Saturday, 29 October 2011

Disruptive innovation

I've been thinking a bit recently about the importance of disruptive vs iterative change. I recently moved to a job where I get to work a lot with blue chip clients, whats interesting about the technology sector however, is that rather than striving for the bleeding edge, most companies operate on the basis of iterative improvement.

There are of course companies which do well at being innovative and disruptive. Apple is probably the one which would spring to the minds of most people. In the last few years they have done more to re-invent the technology field than any other company. Moving us away from static PCs towards light weight mobile technology. That technology has proliferated through the world, driving down cost and enabling a boom in communications into areas of the world which previously struggled to access these types of technology. From the Guardian article:
In 1998, there were fewer than four million mobiles on the continent. Today, there are more than 500 million. In Uganda alone, 10 million people, or about 30% of the population, own a mobile phone, and that number is growing rapidly every year. For Ugandans, these ubiquitous devices are more than just a handy way of communicating on the fly: they are a way of life.
And how are these devices altering the way people live?
Four years ago, in neighbouring Kenya, the mobile network Safaricom introduced a service called M-Pesa which allows users to store money on their mobiles. If you want to pay a utilities bill or send money to a friend, you simply dispatch the amount by text and the recipient converts it into cash at their local M-Pesa office. It is cheap, easy to use and, for millions of Africans unable to access a bank account or afford the hefty charges of using one, nothing short of revolutionary.
Thats not just a change, that's a shift in the rulesets of entire countries, contained in devices which fit in a pocket and are within the financial reach of the vast majority of the world's population.

A hat tip to Dan Tapscott for the next piece, the piece which really locked me in to the idea of disruptive technology in this context. Amazon posted some disappointing results recently, and the market reacted badly:
On Tuesday, Amazon.com reported third-quarter earnings that fell far short of Wall Street's expectations. Its earnings were down 73% from the quarter a year earlier and it missed the analysts' consensus estimate of $0.24 per share by nearly a dime. By all accounts, this was a sizable earnings miss and the stock responded as such, dropping as much as 20% in afterhours trading.
Now even to my limited understanding of finance, that seems like a bad day for Amazon, but as it transpires, the reality is significantly more complex, and in that complexity lies the more important story:
Amazon missed its earnings because the company has been investing more heavily than Wall Street expected. And these investments are being made in the infrastructure to support not just a single disruptive business, but a number of disruptive-growth opportunities. Below is a snapshot of Amazon's portfolio of disruptive businesses:
  • Amazon Retail — disrupting traditional retailers
  • Amazon Kindle — disrupting the paper book format and paper book retailers
  • CreateSpace — a self-publishing solution that disrupts traditional publishing houses
  • Kindle Fire Tablet — a new market disruption enabled by business model innovation
  • Amazon MP3 and streaming audio and video — disrupting traditional content distribution companies
  • Amazon Web Services — disrupting the companies that sell on-site servers and native software applications
Now, like Google, Amazon pursues a policy by which some of its innovations will fail, but there's little sense in the market punishing either company for investing in technologies and ideas which will fundamentally alter the way in which different businesses work.

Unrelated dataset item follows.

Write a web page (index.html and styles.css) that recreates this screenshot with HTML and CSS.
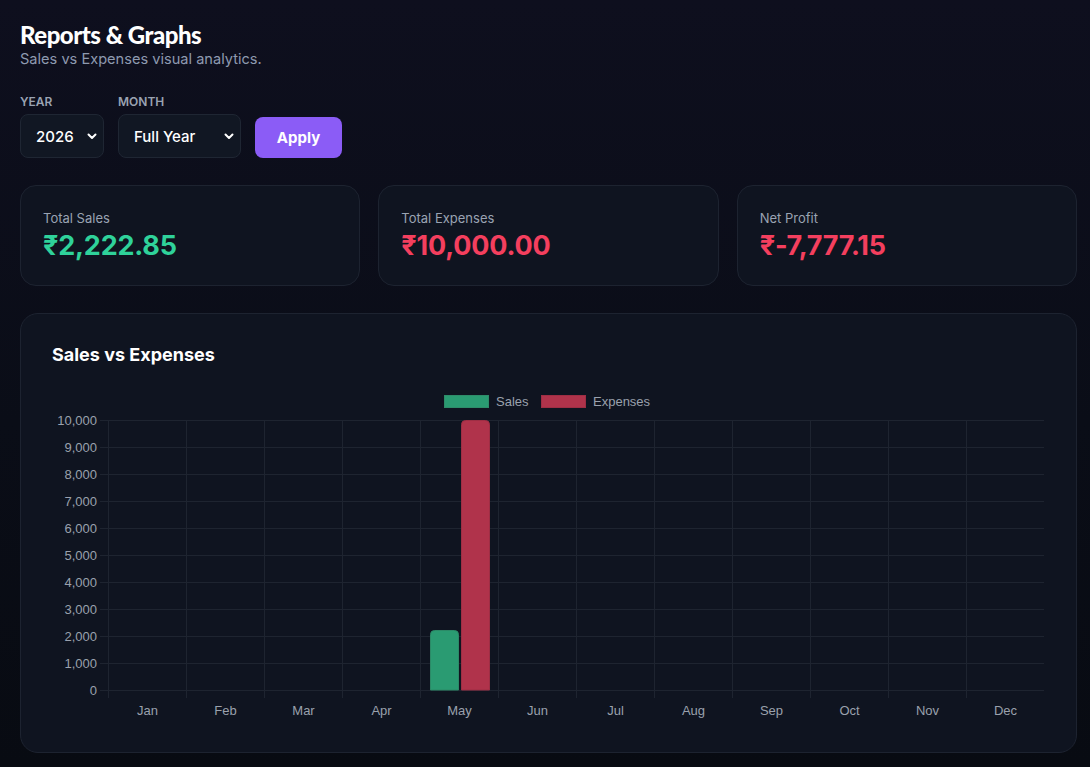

There's something fascinating in the market's response to this situation, which deserves its own analysis, but the simple question is, what does it say about the financial market, that a company which is investing vast amounts in new ideas is punished. It seems to me that the idea is to promote the mundane, because that leads to smoother curves on balance sheets. But there you go.

Disruptive change is a tool which is nigh on impossible to factor into strategy, because it involves changing rulesets. Altering rulesets is something which is much easier to have applied to you, or to take advantage of, rather than to develop yourself. Yet iterative change is so rarely truly successful, you end up relying on others having a slower cycle of improvement than you.

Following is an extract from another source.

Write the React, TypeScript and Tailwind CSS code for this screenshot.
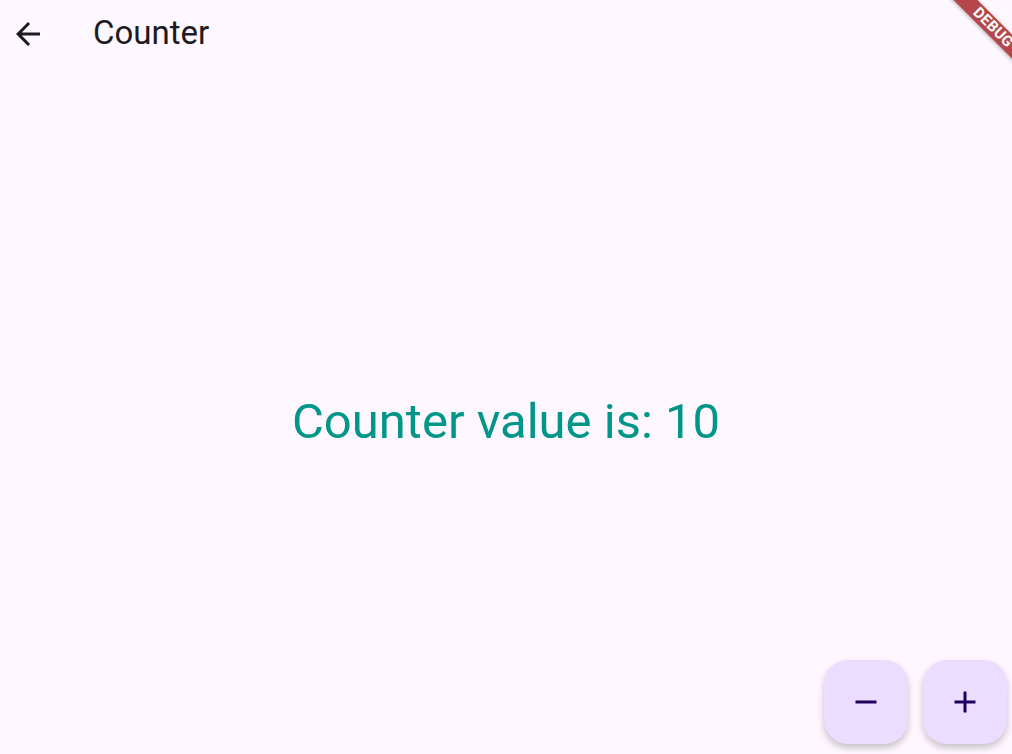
import React, { useState } from 'react';

// Material icon paths (24x24 viewBox)
function MdIcon({ d, className }: { d: string; className?: string }) {
  return (
    <svg viewBox="0 0 24 24" className={className} fill="currentColor">
      <path d={d} />
    </svg>
  );
}

const ARROW_BACK = 'M20 11H7.83l5.59-5.59L12 4l-8 8 8 8 1.41-1.41L7.83 13H20v-2z';
const ADD = 'M19 13h-6v6h-2v-6H5v-2h6V5h2v6h6v2z';
const REMOVE = 'M19 13H5v-2h14v2z';

export default function App() {
  const [count, setCount] = useState(10);

  return (
    <div
      className="relative h-[754px] w-full overflow-hidden bg-[#fef7ff] flex flex-col"
      style={{ fontFamily: 'Roboto, "Noto Sans", sans-serif' }}
    >
      {/* App bar */}
      <div className="h-[68px] flex items-center shrink-0">
        <button className="ml-[10px] w-[36px] h-[36px] text-[#1d1b20]" aria-label="Back">
          <MdIcon d={ARROW_BACK} className="w-[36px] h-[36px]" />
        </button>
        <h1 className="ml-[47px] mb-[3px] text-[33px] leading-none text-[#1d1b20]">Counter</h1>
      </div>

      {/* Body */}
      <div className="flex-1 flex items-center justify-center">
        <p className="text-[49px] leading-none text-[#009688] pt-[20px]">Counter value is: {count}</p>
      </div>

      {/* FABs */}
      <div className="absolute right-[5px] bottom-[10px] flex gap-[15px]">
        <button
          onClick={() => setCount(c => c - 1)}
          className="w-[84px] h-[84px] rounded-[24px] bg-[#eaddff] text-[#21005d] flex items-center justify-center shadow-[0_4px_7px_rgba(0,0,0,0.22)]"
          aria-label="Decrement"
        >
          <MdIcon d={REMOVE} className="w-[36px] h-[36px]" />
        </button>
        <button
          onClick={() => setCount(c => c + 1)}
          className="w-[84px] h-[84px] rounded-[24px] bg-[#eaddff] text-[#21005d] flex items-center justify-center shadow-[0_4px_7px_rgba(0,0,0,0.22)]"
          aria-label="Increment"
        >
          <MdIcon d={ADD} className="w-[36px] h-[36px]" />
        </button>
      </div>

      {/* Debug banner */}
      <div className="absolute top-[19px] right-[-51px] w-[140px] h-[17px] rotate-45 bg-[#b5474b] shadow-[0_1px_4px_rgba(0,0,0,0.3)] flex items-center justify-center pointer-events-none">
        <span className="text-white text-[15px] font-bold leading-none tracking-[0.3px]">DEBUG</span>
      </div>
    </div>
  );
}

Building disruptive change into strategy also means being able to adapt your strategy on the fly, whilst keeping a keen eye on the final objective. Only changes which move you closer to the goal at greater speed should be adopted, whereas others must be dis-guarded, no matter how fascinating their employment might seem.

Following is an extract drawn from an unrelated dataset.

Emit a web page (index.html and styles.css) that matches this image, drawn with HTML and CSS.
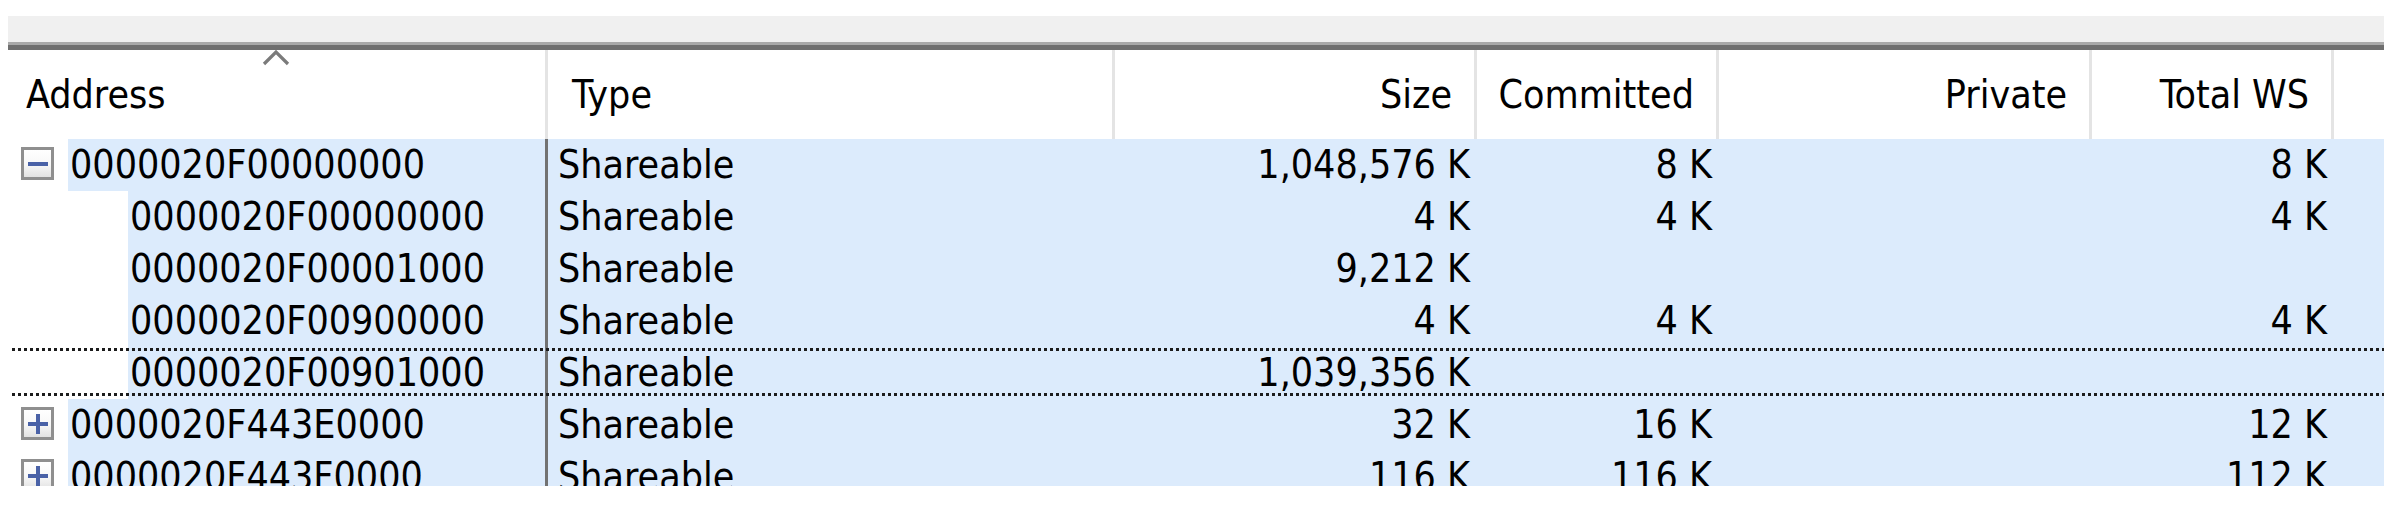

New ideas also aren’t necessarily the only way of implementing disruptive change. Old and traditional techniques, applied at the right time and in the right way, can shift the course of a campaign. On this topic, its worth reading on this topic is Rick Perry and His Eggheads, which details some of the ways in which the Perry campaign for Governor of Texas used a disruptive technology (real statistical analysis of the outcomes of campaign advertising) to change the way traditional technology (campaign advertising) was implemented.

The mundane will always be more appealing, mainly because it works. But the more disruptive the approach, the greater the impact.